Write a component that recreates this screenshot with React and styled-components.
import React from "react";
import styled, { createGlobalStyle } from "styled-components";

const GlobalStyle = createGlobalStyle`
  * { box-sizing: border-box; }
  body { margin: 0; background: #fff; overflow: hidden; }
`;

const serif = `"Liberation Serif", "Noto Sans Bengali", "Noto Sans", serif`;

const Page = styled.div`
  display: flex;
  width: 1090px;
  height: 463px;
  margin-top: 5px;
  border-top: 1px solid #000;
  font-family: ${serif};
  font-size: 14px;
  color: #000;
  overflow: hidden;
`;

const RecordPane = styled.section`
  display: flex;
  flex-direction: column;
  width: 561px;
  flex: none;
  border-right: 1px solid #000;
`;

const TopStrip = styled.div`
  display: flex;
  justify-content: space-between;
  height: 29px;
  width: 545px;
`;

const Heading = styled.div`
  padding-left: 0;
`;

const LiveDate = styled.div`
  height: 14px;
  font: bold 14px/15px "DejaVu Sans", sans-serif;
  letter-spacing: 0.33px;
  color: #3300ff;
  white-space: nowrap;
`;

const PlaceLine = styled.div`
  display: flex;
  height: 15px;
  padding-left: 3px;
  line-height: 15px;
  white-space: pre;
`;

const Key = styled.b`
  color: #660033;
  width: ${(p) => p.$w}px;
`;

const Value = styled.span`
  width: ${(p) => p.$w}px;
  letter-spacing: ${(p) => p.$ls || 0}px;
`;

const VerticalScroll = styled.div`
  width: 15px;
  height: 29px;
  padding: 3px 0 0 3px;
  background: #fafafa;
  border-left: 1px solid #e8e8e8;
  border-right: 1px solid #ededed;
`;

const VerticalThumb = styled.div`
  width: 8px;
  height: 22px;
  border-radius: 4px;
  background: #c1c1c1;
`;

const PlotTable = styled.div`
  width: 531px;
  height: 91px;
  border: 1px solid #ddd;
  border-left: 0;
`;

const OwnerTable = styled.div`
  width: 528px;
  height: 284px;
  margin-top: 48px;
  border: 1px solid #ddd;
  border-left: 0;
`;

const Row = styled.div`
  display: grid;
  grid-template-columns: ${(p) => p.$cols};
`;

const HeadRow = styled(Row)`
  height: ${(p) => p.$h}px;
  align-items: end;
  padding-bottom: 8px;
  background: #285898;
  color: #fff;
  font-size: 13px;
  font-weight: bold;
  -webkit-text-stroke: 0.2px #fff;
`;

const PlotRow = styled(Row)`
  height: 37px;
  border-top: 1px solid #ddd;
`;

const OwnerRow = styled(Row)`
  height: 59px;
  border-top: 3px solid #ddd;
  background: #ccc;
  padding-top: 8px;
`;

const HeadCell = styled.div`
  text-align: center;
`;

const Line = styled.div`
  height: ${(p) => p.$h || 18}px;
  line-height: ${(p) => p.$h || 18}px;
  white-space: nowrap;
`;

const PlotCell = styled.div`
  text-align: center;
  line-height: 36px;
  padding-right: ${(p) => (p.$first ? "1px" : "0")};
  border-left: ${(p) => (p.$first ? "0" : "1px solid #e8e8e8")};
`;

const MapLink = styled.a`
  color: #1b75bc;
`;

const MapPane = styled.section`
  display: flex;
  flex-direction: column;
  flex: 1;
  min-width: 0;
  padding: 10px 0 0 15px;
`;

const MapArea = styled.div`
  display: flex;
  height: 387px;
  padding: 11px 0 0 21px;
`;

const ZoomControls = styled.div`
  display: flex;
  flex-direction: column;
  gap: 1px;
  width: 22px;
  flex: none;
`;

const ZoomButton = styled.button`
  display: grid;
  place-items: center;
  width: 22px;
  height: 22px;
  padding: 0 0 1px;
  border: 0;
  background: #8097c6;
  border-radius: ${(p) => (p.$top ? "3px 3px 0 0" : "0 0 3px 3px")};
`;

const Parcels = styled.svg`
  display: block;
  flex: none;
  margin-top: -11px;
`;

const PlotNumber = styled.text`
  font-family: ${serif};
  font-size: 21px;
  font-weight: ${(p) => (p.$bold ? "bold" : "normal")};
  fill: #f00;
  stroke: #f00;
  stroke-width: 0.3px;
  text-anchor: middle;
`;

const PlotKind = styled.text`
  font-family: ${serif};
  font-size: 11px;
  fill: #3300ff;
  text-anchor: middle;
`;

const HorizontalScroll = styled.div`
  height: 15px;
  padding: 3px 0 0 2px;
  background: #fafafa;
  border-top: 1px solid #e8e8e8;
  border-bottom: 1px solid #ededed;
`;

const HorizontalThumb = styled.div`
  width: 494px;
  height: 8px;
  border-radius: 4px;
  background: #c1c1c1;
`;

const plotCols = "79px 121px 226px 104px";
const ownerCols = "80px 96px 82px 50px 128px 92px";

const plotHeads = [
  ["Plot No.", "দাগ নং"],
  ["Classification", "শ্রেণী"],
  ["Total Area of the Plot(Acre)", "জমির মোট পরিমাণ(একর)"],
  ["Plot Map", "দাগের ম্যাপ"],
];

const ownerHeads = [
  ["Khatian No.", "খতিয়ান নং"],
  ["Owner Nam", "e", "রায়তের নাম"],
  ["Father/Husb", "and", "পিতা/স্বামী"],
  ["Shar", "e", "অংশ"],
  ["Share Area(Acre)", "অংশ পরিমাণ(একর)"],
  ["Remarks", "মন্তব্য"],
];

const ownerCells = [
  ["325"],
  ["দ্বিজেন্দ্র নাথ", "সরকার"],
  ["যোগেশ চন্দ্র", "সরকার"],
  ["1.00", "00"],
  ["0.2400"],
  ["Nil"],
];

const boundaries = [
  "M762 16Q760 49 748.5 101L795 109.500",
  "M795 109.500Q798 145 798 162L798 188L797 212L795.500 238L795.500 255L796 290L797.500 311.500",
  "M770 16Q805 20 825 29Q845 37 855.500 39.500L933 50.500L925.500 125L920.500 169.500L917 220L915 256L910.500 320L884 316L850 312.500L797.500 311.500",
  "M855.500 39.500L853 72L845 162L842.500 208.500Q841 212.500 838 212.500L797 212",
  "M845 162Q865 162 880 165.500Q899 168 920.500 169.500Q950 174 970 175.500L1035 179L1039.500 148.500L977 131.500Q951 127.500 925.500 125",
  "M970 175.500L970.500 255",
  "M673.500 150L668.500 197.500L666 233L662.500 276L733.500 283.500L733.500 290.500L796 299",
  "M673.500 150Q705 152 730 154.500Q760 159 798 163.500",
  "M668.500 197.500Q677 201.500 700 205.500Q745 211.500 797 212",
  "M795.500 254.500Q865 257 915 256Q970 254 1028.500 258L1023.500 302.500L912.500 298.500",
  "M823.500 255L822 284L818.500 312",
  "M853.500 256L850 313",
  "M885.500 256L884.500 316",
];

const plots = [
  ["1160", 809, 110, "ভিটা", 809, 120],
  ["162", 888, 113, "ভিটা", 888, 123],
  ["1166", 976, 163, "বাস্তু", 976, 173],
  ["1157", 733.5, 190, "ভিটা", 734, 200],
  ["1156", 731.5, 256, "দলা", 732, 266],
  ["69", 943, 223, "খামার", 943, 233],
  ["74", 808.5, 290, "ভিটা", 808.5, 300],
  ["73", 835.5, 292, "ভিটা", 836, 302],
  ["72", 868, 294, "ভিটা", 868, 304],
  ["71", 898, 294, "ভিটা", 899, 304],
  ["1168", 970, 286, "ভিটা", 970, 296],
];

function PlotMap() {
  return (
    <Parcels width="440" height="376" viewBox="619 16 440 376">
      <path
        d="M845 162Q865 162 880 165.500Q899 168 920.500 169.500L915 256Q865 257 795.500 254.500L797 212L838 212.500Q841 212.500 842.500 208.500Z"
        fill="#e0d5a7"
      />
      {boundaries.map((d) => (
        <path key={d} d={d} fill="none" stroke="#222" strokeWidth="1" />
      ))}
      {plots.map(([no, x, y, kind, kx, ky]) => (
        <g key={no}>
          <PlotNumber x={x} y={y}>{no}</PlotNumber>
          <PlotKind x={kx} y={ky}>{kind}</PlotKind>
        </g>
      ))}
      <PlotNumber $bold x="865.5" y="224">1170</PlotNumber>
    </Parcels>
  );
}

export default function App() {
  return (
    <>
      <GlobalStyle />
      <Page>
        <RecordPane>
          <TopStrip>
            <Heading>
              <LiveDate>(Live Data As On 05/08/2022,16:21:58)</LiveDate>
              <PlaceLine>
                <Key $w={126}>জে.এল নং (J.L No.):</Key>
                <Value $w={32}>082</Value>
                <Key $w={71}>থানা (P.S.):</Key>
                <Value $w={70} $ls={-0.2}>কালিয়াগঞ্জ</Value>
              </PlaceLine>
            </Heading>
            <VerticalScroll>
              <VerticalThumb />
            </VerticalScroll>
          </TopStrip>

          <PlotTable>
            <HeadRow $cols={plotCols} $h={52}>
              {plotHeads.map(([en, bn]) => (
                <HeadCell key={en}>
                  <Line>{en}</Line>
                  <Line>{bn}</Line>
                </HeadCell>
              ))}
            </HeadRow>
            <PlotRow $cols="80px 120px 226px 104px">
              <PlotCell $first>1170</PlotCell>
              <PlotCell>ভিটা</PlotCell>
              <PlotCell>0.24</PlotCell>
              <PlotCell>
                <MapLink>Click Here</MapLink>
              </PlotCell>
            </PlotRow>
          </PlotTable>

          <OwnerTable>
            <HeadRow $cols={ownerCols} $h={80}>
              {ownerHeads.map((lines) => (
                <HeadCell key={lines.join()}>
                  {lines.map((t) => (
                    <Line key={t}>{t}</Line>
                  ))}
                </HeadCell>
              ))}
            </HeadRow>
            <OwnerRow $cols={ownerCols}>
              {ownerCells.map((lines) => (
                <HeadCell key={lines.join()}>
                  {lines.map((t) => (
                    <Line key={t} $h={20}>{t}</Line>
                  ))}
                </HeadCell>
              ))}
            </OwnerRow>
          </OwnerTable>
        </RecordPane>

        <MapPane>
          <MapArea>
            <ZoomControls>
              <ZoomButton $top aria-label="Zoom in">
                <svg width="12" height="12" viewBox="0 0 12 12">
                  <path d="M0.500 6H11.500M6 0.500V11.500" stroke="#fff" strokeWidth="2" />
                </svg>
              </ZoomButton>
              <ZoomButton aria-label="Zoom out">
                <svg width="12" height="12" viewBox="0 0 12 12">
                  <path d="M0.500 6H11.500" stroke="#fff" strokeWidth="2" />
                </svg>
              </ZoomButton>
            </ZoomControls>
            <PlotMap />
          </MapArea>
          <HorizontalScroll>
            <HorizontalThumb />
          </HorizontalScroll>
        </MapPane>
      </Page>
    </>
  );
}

________________________

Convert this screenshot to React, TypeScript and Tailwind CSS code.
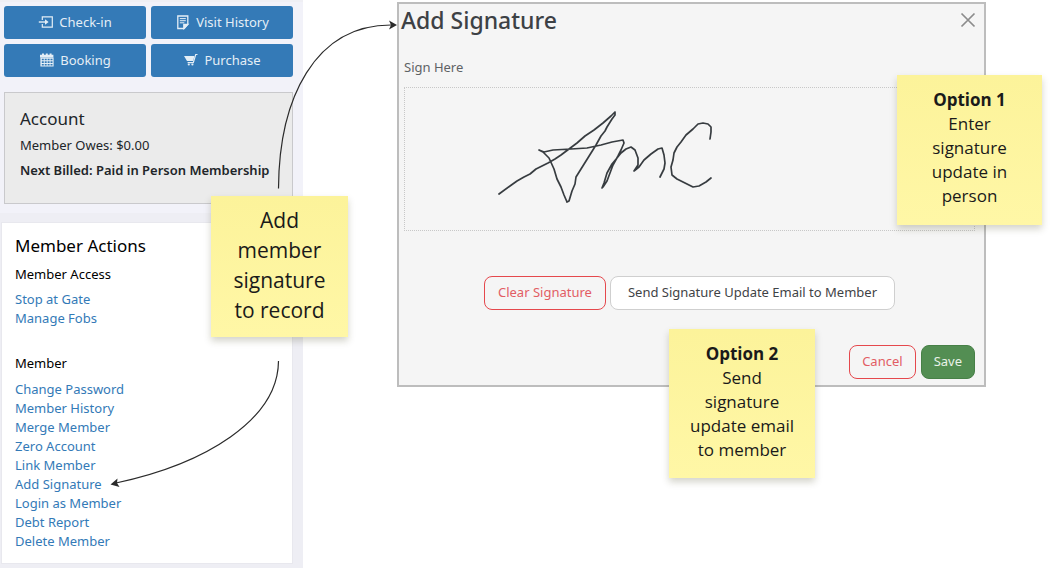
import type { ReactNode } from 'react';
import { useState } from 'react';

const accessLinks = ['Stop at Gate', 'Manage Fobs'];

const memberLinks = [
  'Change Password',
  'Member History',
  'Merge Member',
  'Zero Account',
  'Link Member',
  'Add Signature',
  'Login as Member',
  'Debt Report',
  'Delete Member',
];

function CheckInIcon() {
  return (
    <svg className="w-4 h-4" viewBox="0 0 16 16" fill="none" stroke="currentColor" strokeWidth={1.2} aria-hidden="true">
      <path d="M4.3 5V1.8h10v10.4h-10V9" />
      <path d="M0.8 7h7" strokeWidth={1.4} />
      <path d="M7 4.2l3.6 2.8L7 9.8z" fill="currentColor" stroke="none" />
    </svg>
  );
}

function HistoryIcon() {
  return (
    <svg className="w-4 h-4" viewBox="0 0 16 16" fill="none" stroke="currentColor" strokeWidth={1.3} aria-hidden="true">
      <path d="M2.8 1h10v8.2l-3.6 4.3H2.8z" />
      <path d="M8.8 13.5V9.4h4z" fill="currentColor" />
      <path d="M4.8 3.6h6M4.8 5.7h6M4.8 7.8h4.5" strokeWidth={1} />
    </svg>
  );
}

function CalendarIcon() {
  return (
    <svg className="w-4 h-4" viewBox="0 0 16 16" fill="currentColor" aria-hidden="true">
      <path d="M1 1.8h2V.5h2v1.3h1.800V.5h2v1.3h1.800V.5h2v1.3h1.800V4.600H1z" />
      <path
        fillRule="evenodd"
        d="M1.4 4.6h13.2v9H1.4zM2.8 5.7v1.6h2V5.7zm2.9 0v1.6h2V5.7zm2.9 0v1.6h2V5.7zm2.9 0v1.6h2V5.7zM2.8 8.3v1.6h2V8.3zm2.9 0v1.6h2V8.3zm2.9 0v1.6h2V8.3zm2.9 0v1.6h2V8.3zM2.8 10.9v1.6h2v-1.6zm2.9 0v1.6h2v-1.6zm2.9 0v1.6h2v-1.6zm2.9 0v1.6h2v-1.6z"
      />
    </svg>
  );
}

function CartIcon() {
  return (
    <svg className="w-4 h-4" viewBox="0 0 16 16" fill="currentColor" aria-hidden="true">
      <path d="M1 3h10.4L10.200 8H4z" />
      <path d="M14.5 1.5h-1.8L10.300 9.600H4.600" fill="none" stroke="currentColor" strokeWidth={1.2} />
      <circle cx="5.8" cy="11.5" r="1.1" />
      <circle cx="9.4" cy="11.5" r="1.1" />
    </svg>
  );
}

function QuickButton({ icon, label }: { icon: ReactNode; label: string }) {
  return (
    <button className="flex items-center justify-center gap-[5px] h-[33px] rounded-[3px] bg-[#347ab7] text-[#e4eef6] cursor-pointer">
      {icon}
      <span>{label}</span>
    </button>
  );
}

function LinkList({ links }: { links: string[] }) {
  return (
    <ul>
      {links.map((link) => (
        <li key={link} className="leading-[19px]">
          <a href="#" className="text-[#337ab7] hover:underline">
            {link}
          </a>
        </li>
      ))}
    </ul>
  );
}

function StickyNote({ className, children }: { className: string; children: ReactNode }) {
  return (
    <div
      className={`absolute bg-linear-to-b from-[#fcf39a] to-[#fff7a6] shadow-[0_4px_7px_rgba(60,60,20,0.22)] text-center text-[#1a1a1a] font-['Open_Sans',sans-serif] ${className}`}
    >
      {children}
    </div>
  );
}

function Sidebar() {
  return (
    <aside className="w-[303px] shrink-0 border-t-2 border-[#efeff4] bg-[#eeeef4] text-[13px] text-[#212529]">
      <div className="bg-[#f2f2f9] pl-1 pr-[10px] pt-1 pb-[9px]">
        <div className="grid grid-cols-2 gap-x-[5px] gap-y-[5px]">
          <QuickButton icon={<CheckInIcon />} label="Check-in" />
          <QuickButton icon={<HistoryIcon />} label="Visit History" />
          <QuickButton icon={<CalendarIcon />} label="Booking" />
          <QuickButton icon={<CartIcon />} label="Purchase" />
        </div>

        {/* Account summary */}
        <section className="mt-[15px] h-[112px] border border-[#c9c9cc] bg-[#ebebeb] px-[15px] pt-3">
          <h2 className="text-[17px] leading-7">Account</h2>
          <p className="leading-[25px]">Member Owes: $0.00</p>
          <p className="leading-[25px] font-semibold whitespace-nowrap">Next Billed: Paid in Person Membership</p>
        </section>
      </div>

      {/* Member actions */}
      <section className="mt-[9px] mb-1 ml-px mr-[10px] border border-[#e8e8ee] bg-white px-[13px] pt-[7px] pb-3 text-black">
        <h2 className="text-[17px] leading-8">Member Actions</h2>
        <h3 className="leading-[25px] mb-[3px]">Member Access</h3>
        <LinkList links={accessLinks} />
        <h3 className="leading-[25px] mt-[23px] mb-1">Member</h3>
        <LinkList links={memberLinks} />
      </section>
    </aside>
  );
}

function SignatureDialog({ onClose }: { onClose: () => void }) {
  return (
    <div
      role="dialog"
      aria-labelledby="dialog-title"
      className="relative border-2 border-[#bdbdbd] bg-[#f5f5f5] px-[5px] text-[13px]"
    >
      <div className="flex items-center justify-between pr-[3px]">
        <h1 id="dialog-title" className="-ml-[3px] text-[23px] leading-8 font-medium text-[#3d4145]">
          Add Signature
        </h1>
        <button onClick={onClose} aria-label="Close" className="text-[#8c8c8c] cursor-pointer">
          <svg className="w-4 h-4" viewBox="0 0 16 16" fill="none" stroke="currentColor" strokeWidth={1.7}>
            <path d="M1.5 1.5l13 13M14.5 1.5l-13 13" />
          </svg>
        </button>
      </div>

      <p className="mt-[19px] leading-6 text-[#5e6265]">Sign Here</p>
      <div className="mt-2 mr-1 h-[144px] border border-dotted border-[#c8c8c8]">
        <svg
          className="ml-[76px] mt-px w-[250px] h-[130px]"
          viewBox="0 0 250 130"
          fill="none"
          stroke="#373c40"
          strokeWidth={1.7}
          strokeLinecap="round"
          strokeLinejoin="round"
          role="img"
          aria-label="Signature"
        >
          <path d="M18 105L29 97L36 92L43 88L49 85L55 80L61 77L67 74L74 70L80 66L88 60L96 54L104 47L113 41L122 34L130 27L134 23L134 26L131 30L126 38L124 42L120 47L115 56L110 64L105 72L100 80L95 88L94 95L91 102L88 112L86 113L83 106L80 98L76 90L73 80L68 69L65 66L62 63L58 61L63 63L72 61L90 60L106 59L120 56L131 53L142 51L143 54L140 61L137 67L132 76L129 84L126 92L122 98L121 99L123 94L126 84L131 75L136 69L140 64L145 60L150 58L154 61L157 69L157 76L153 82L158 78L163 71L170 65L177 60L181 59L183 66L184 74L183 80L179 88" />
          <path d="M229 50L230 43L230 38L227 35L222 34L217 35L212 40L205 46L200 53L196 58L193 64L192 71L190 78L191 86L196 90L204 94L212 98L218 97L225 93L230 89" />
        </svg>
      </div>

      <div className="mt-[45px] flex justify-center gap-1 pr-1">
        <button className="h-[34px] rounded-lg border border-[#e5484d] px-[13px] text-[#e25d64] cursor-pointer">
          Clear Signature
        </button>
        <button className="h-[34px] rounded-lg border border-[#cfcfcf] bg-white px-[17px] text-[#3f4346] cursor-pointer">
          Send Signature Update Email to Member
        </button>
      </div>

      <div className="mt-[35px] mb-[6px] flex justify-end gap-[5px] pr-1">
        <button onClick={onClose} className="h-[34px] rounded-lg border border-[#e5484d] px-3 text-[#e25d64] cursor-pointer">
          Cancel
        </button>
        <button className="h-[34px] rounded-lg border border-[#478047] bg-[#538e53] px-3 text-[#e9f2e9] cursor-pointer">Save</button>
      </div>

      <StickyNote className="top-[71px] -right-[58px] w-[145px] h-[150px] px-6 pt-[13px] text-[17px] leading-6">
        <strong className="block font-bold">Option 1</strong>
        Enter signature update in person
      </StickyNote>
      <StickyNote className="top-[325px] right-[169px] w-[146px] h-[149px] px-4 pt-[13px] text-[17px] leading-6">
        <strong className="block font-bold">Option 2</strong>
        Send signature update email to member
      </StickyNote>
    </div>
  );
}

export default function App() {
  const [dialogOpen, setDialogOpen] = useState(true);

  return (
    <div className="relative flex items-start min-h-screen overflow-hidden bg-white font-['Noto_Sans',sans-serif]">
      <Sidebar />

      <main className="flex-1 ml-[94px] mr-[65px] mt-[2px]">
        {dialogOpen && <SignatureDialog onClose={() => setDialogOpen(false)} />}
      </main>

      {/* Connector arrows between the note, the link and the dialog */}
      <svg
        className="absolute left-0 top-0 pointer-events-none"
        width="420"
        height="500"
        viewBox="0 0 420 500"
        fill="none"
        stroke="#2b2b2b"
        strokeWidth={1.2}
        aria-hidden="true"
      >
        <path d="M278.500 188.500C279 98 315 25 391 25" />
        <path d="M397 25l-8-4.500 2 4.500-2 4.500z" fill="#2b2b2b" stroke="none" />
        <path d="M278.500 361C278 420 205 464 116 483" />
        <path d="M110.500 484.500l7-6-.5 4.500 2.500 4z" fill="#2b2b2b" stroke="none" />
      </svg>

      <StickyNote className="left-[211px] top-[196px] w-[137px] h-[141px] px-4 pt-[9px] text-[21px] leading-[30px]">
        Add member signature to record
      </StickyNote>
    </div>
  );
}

________________________

▶ [SHORT PROBLEM]
Return exactly the lines from the one with "Convert this screenshot" to the one with "const accessLinks = ['Stop", inclusive, and nothing else; skip the pictures.

▶ [RESULT BELOW]
Convert this screenshot to React, TypeScript and Tailwind CSS code.
import type { ReactNode } from 'react';
import { useState } from 'react';

const accessLinks = ['Stop at Gate', 'Manage Fobs'];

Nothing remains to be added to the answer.